Yep, dogs can get jealous.
So, You Think Your Dog is Jealous?
There are a lot of signs that might lead you to believe your dog is behaving jealously. A few of the most common include:
- Invasion of your physical space
- More frequent requests for play or affection
- Increased whining or other vocalizations
- A sense of restlessness
- Destructive behavior when being “ignored”
Seen any of these signs? Then you might be right…your dog could be jealous! Scientists have been debating for more than a century over the concept of jealousy in animals, but recent studies are shining light on jealous emotions in dogs. It seems our furriest friends are potentially just as likely to become jealous over us as our significant others and even our children.
Why Would My Dog be Jealous?
Remember that dogs don’t do anything without a reason that’s rooted in evolution. Dogs likely developed the emotional sense of jealousy when their beneficial social relationship with us was challenged in some way. Of course, they’ve learned to manage that jealousy over time by understanding the line between appropriate jealous behavior (whining and asking for rubs) and inappropriate (biting your Tinder date.)

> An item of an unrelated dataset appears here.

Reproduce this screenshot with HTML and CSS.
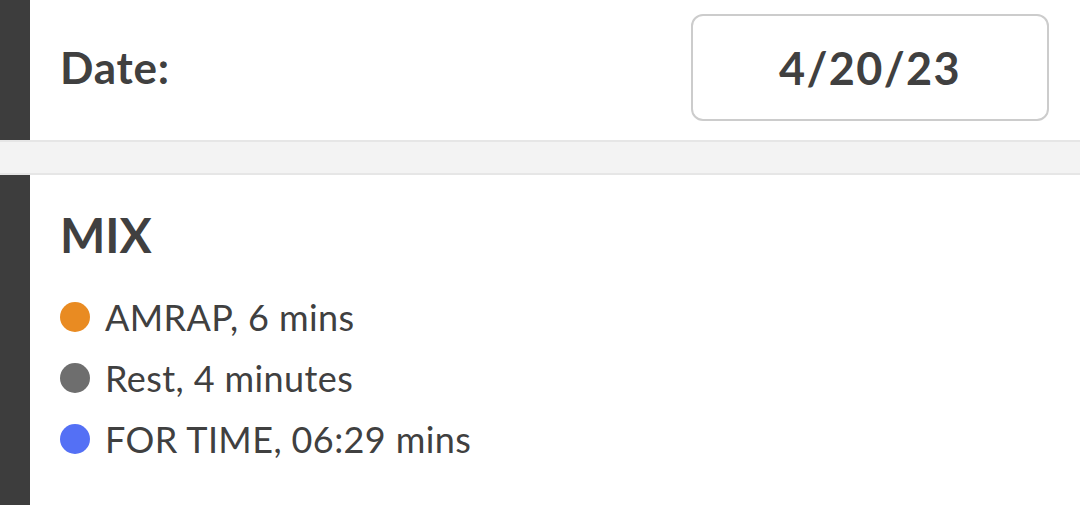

You see, jealousy is actually a complex emotion. All emotions are segmented as either “primary” or “secondary,” the former being things like fear and joy. Secondary emotions like jealousy, guilt, or shame are more nuanced, meaning only the most cognitively advanced animals experience them. Is your dog the jealous type? She might also be super-smart!
How Can I Make My Dog Less Jealous?
It’s sweet that you care about your dog’s emotional wellbeing. There’s a fine line between helping your dog process her feelings of jealousy healthily and enabling bad behavior. Finding that line can take some time.
Remember that although your dog can’t necessarily control her feelings of jealousy, she’s smart enough to control her actions. So if she’s behaving unacceptably when she gets jealous, she’s responsible for reining that in. If, for example, she rips up the curtains every time you snuggle on the couch with your spouse, don’t be afraid to reprimand her as you normally would when she misbehaves.
The trick is not only reprimanding your dog. To help her deal with her feelings of jealousy, you’ve got to reward her for good behavior while also not being a doormat to unacceptable behavior. Identify when your dog is prone to jealous outbursts, then preempt those outbursts with treats as you ease into a situation where she might normally behave jealously. Teach her that not only should she not be jealous of this other person/thing/activity, she should welcome it because she gets rewards!
Of course, be sure you’re still giving your dog plenty of individual attention, too. This is especially important if you’ve recently undergone a jealousy-inducing life change, like having a baby or adopting a second pet. The more secure your dog feels in her connection with you, the less prone to jealousy she’ll be.